Poetry in emotion

Voices from Within--a new anthology of Israeli poetry

poetrybook

The love of Israel is hard to put into words. Fortunately, Israel has been home to many great poets who have spent their lives--and talents--attempting to do exactly that.

The elegant new anthology Israel: Voices from Within gathers works of two dozen of Israel's most revered, beloved poets. It is designed for an American reader; each poem is in Hebrew, with a line-by-line English translation. Each page also explains the poet's references to the Torah, prayers, historic figures, or geographic places.

Here, you can revisit the works of Hayim Nachman Bialik, Yehuda Amichai, Lea Goldberg, and even Naomi Shemer's "Jerusalem of Gold." Each poet's section is prefaced with their life and times. 

The book is arranged chronologically. First, we hear "Voices from Afar," dating back to the early 1900--and look "From Vision to Statehood." Some of these works were written in Odessa, Warsaw, and Vilna--about the idea of Israel. Then we review "The Birth of Israeli Poetry." New works come in the last section, with eight poets representing a diverse "Polyphony of Voices." Throughout, lesser-known poets are presented alongside the more famous.

Dr. Barry Chazan, one of the anthology's editors, is a professor of Jewish education at the Spertus Institute for Jewish Learning and Leadership, and the founding director of its Master of Arts in Jewish Professional Studies Program. Shai Chazan, Content Manager of the National Library of Israel, and Rabbi Yehudit Werchow, Director of Israel Engagement for the Union for Reform Judaism, co-edited the anthology.

Chazan was the chief architect of Birthright Israel's educational curriculum and has taught at The Hebrew University. He is the first of three generations of his family to serve in the Israeli army. "The genesis of this book was my love for education, especially Israel education." he said. "I wasn't happy with the way the voice of Israel was represented. It's important that 'the problems of Israel,' do not become 'the problem of Israel.' But poetry presents an accurate view from within." 

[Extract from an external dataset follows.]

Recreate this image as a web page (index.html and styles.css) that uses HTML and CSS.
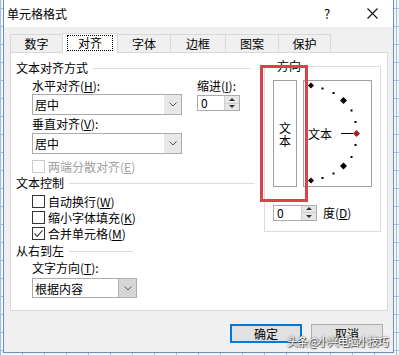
FILE: index.html
```html
<!DOCTYPE html>
<html lang="zh-CN">
<head>
  <meta charset="UTF-8" />
  <title>单元格格式</title>
  <link rel="stylesheet" href="styles.css">
</head>
<body>
  <div class="desk">
    <div class="dialog">
      <div class="titlebar">
        <span class="title">单元格格式</span>
        <span class="help">?</span>
        <span class="close">
          <svg width="11" height="11" viewBox="0 0 11 11"><path d="M0.5 0.5L10.5 10.5M10.5 0.5L0.5 10.5" stroke="#111" stroke-width="1.1" fill="none"/></svg>
        </span>
      </div>

      <div class="tabs">
        <div class="tab w52">数字</div>
        <div class="tab w55 active"><span class="focus">对齐</span></div>
        <div class="tab w53">字体</div>
        <div class="tab w55">边框</div>
        <div class="tab w53">图案</div>
        <div class="tab w52">保护</div>
      </div>

      <div class="panel">
        <div class="col-left">
          <div class="group-title gt-align">文本对齐方式</div>

          <div class="field-row">
            <div class="field-main">
              <div class="label">水平对齐(<u>H</u>):</div>
              <div class="combo">
                <span class="combo-val">居中</span>
                <span class="combo-btn"><svg width="8" height="5" viewBox="0 0 8 5"><path d="M0.5 0.5L4 4L7.5 0.5" stroke="#555" fill="none"/></svg></span>
              </div>
            </div>
            <div class="field-side">
              <div class="label">缩进(<u>I</u>):</div>
              <div class="spin">
                <span class="spin-val">0</span>
                <span class="spin-btns">
                  <span class="spin-up"></span>
                  <span class="spin-down"></span>
                </span>
              </div>
            </div>
          </div>

          <div class="field-main sub">
            <div class="label">垂直对齐(<u>V</u>):</div>
            <div class="combo">
              <span class="combo-val">居中</span>
              <span class="combo-btn"><svg width="8" height="5" viewBox="0 0 8 5"><path d="M0.5 0.5L4 4L7.5 0.5" stroke="#555" fill="none"/></svg></span>
            </div>
          </div>

          <div class="check disabled first">
            <span class="box"></span>两端分散对齐(<u>E</u>)
          </div>

          <div class="group-title gt-control">文本控制</div>
          <div class="check"><span class="box"></span>自动换行(<u>W</u>)</div>
          <div class="check"><span class="box"></span>缩小字体填充(<u>K</u>)</div>
          <div class="check">
            <span class="box"><svg width="11" height="11" viewBox="0 0 11 11"><path d="M1.5 5.5L4.2 8.3L9.5 2.3" stroke="#444" stroke-width="1.2" fill="none"/></svg></span>合并单元格(<u>M</u>)
          </div>

          <div class="group-title gt-rtl">从右到左</div>
          <div class="field-main sub narrow">
            <div class="label">文字方向(<u>T</u>):</div>
            <div class="combo short">
              <span class="combo-val">根据内容</span>
              <span class="combo-btn hot"><svg width="8" height="5" viewBox="0 0 8 5"><path d="M0.5 0.5L4 4L7.5 0.5" stroke="#555" fill="none"/></svg></span>
            </div>
          </div>
        </div>

        <fieldset class="orient">
          <legend>方向</legend>
          <div class="orient-boxes">
            <div class="vert-box">
              <span>文</span>
              <span>本</span>
            </div>
            <div class="dial-box">
              <svg width="67" height="105" viewBox="0 0 67 105">
                <g fill="#000">
                  <path d="M4 4.5L7 1.5L10 4.5L7 7.5Z"/>
                  <rect x="17.5" y="6.5" width="2" height="2"/>
                  <rect x="28.5" y="11" width="2" height="2"/>
                  <path d="M36 19.5L39.5 16L43 19.5L39.5 23Z"/>
                  <rect x="46.5" y="28.5" width="2" height="2"/>
                  <rect x="50.5" y="40" width="2" height="2"/>
                  <rect x="50.5" y="63" width="2" height="2"/>
                  <rect x="46.5" y="75" width="2" height="2"/>
                  <path d="M36 85L39.5 81.5L43 85L39.5 88.5Z"/>
                  <rect x="28.5" y="91.5" width="2" height="2"/>
                  <rect x="17.5" y="96" width="2" height="2"/>
                  <path d="M4 99.5L7 96.5L10 99.5L7 102.5Z"/>
                </g>
                <text x="4" y="57.5" font-size="12" font-family="Noto Sans CJK SC, sans-serif" fill="#000">文本</text>
                <line x1="37" y1="52.5" x2="49" y2="52.5" stroke="#000" stroke-width="1"/>
                <path d="M49 52.5L52.5 49L56 52.5L52.5 56Z" fill="#a3231f"/>
              </svg>
            </div>
          </div>
          <div class="degree-row">
            <div class="spin">
              <span class="spin-val">0</span>
              <span class="spin-btns">
                <span class="spin-up"></span>
                <span class="spin-down"></span>
              </span>
            </div>
            <span class="degree-label">度(<u>D</u>)</span>
          </div>
        </fieldset>
      </div>

      <div class="buttons">
        <div class="btn default">确定</div>
        <div class="btn">取消</div>
      </div>
    </div>

    <div class="mark-box"></div>
    <div class="watermark">头条 @小兴电脑小技巧</div>
  </div>
</body>
</html>
```

FILE: styles.css
```css
body {
  margin: 0;
  font-family: "Noto Sans CJK SC", "Noto Sans", sans-serif;
  font-size: 12px;
  color: #000;
  background-color: #f2f6fb;
  background-image:
    linear-gradient(#9fbde2 1px, transparent 1px),
    linear-gradient(90deg, #9fbde2 1px, transparent 1px);
  background-size: 22px 18px;
  background-position: 0 8px;
}
u {
  text-decoration: underline;
  text-underline-offset: 1px;
}
.desk {
  position: relative;
  width: 399px;
  height: 355px;
  overflow: hidden;
}
.dialog {
  margin-left: 3px;
  width: 391px;
  height: 353px;
  box-sizing: border-box;
  border: 1px solid #6f8fb6;
  border-top: none;
  background: #f0f0f0;
}

/* title bar */
.titlebar {
  height: 27px;
  background: #fff;
  display: flex;
  align-items: center;
  padding-left: 3px;
  padding-right: 11px;
}
.title {
  flex: 1;
}
.help {
  width: 20px;
  text-align: center;
  font-size: 13px;
  margin-right: 25px;
}
.close {
  width: 20px;
  height: 11px;
  display: flex;
  justify-content: center;
}

/* tabs */
.tabs {
  position: relative;
  z-index: 1;
  display: flex;
  align-items: flex-end;
  height: 19px;
  margin: 6px 0 0 6px;
}
.tab {
  box-sizing: border-box;
  height: 18px;
  line-height: 17px;
  border: 1px solid #d9d9d9;
  border-bottom: none;
  margin-right: -1px;
  text-align: center;
  background: #f0f0f0;
}
.tab.active {
  height: 21px;
  margin-bottom: -2px;
  background: #fff;
  line-height: 18px;
}
.w52 { width: 53px; }
.w53 { width: 54px; }
.w55 { width: 56px; }
.focus {
  display: inline-block;
  border: 1px dotted #000;
  padding: 0 10px;
  line-height: 14px;
}

/* panel */
.panel {
  position: relative;
  display: flex;
  box-sizing: border-box;
  width: 378px;
  height: 259px;
  margin-left: 6px;
  border: 1px solid #d9d9d9;
  background: #fff;
}
.col-left {
  width: 253px;
  padding-left: 5px;
  box-sizing: border-box;
}
.group-title {
  display: flex;
  align-items: center;
  height: 16px;
  line-height: 16px;
}
.group-title::after {
  content: "";
  flex: 1;
  height: 1px;
  background: #dcdcdc;
  margin-left: 5px;
}
.gt-align { width: 234px; margin-top: 7px; }
.gt-control { width: 239px; margin-top: 1px; }
.gt-rtl { width: 117px; margin-top: 2px; }

.field-row {
  display: flex;
  gap: 15px;
  margin: 2px 0 0 16px;
}
.field-main {
  width: 150px;
}
.field-main.sub {
  margin: 1px 0 0 16px;
}
.field-main.narrow {
  width: 105px;
}
.label {
  height: 16px;
  line-height: 16px;
}
.sub .label {
  margin-bottom: 1px;
}
.narrow .label {
  margin-bottom: 2px;
}
.combo {
  display: flex;
  box-sizing: border-box;
  height: 21px;
  border: 1px solid #acacac;
}
.combo.short {
  height: 20px;
}
.combo-val {
  flex: 1;
  padding-left: 2px;
  line-height: 19px;
}
.combo-btn {
  width: 17px;
  display: flex;
  align-items: center;
  justify-content: center;
  background: #e8e8e8;
}
.combo-btn.hot {
  background: #d6d6d6;
  border-left: 1px solid #b4b4b4;
}

.field-side {
  width: 43px;
}
.spin {
  display: flex;
  box-sizing: border-box;
  width: 43px;
  height: 16px;
  margin-top: 1px;
  border: 1px solid #acacac;
}
.spin-val {
  flex: 1;
  padding-left: 3px;
  line-height: 14px;
}
.spin-btns {
  width: 14px;
  display: flex;
  flex-direction: column;
  background: #e6e6e6;
  border-left: 1px solid #cfcfcf;
}
.spin-up,
.spin-down {
  flex: 1;
  display: flex;
  align-items: center;
  justify-content: center;
}
.spin-up { border-bottom: 1px solid #cfcfcf; }
.spin-up::before {
  content: "";
  border: 3px solid transparent;
  border-bottom: 3px solid #333;
  border-top: none;
}
.spin-down::before {
  content: "";
  border: 3px solid transparent;
  border-top: 3px solid #333;
  border-bottom: none;
}

.check {
  display: flex;
  align-items: center;
  height: 16px;
  margin-left: 16px;
}
.check.first {
  margin-top: 4px;
}
.group-title + .check {
  margin-top: 2px;
}
.box {
  box-sizing: border-box;
  width: 13px;
  height: 13px;
  border: 1px solid #333;
  margin-right: 3px;
  display: flex;
  align-items: center;
  justify-content: center;
}
.check.disabled {
  color: #a0a0a0;
}
.check.disabled .box {
  border-color: #cccccc;
}

/* orientation group */
.orient {
  box-sizing: border-box;
  width: 117px;
  height: 172px;
  margin: 7px 0 0 0;
  padding: 0 0 0 8px;
  border: 1px solid #dcdcdc;
  min-width: 0;
}
.orient legend {
  margin-left: 3px;
  padding: 0 1px;
  line-height: 12px;
}
.orient-boxes {
  display: flex;
  gap: 6px;
  margin-top: 8px;
}
.vert-box {
  box-sizing: border-box;
  width: 24px;
  height: 107px;
  border: 1px solid #a0a0a0;
  display: flex;
  flex-direction: column;
  align-items: center;
  justify-content: center;
  line-height: 13px;
}
.dial-box {
  box-sizing: border-box;
  width: 69px;
  height: 107px;
  border: 1px solid #a0a0a0;
}
.dial-box svg {
  display: block;
}
.degree-row {
  display: flex;
  align-items: center;
  gap: 6px;
  margin-top: 17px;
}
.degree-row .spin {
  width: 44px;
  margin-top: 0;
}

/* buttons */
.buttons {
  display: flex;
  justify-content: flex-end;
  gap: 9px;
  margin-top: 13px;
  padding-right: 10px;
}
.btn {
  box-sizing: border-box;
  width: 72px;
  height: 19px;
  line-height: 17px;
  text-align: center;
  border: 1px solid #adadad;
  background: #e1e1e1;
}
.btn.default {
  border-color: #0078d7;
  box-shadow: inset 0 0 0 1px #0078d7;
}

/* overlays */
.mark-box {
  position: absolute;
  left: 260px;
  top: 65px;
  width: 48px;
  height: 137px;
  box-sizing: border-box;
  border: 3px solid #d8434a;
}
.watermark {
  position: absolute;
  left: 287px;
  top: 334px;
  color: #fff;
  font-size: 11px;
  letter-spacing: -1px;
  line-height: 14px;
  white-space: nowrap;
  text-shadow: 0 0 2px #333, 1px 1px 1px #444;
}
```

In his introduction to the book, Chazan explains how much Israel loves its poets, and honors them for reviving Hebrew as a modern language by naming streets after them. 

"Poetry books are some of the highest-selling in Israel," Chazan said. "Poets were published in newspapers; they were consulted by prime ministers. Their work was heard on the radio and on television, and regularly sung by children and adults. Much of the Israeli songbook is poetry set to music."

The poems range from Nathan Alterman's well-known "Silver Platter" to Erez Biton's "Yom Kippur at the School for the Blind," with its cantor who "drains sorrows and paves the way/ between us and veiled hopes/ his prayer transforming the pain of solitude into bashful beauty."

"Contemporary Israeli poetry is secular but is still born from traditional phrases; it is dripping with this rich tradition," Chazan said. "We can't free ourselves from the melodies of the past."  

The book was published by the JUF-supported iCenter, based in Northbrook, which promotes Israeli and Hebrew-language education in the schools. Its website provides a curriculum incorporating the book, with six discussion questions on the themes of home, memory, belonging (or not), tradition, and hope.

While the anthology is certainly accessible to the general reader, "it was written with education in mind," Chazan said, for the upper-elementary student up to the university level.

Chazan once spoke with Israeli poet Yehuda Amichai, who told him, "Education is above everything."

Amichai also said, "Once I write a poem, it is not mine anymore." Thanks to Israel: Voices from Within , these poems can be in all our hands.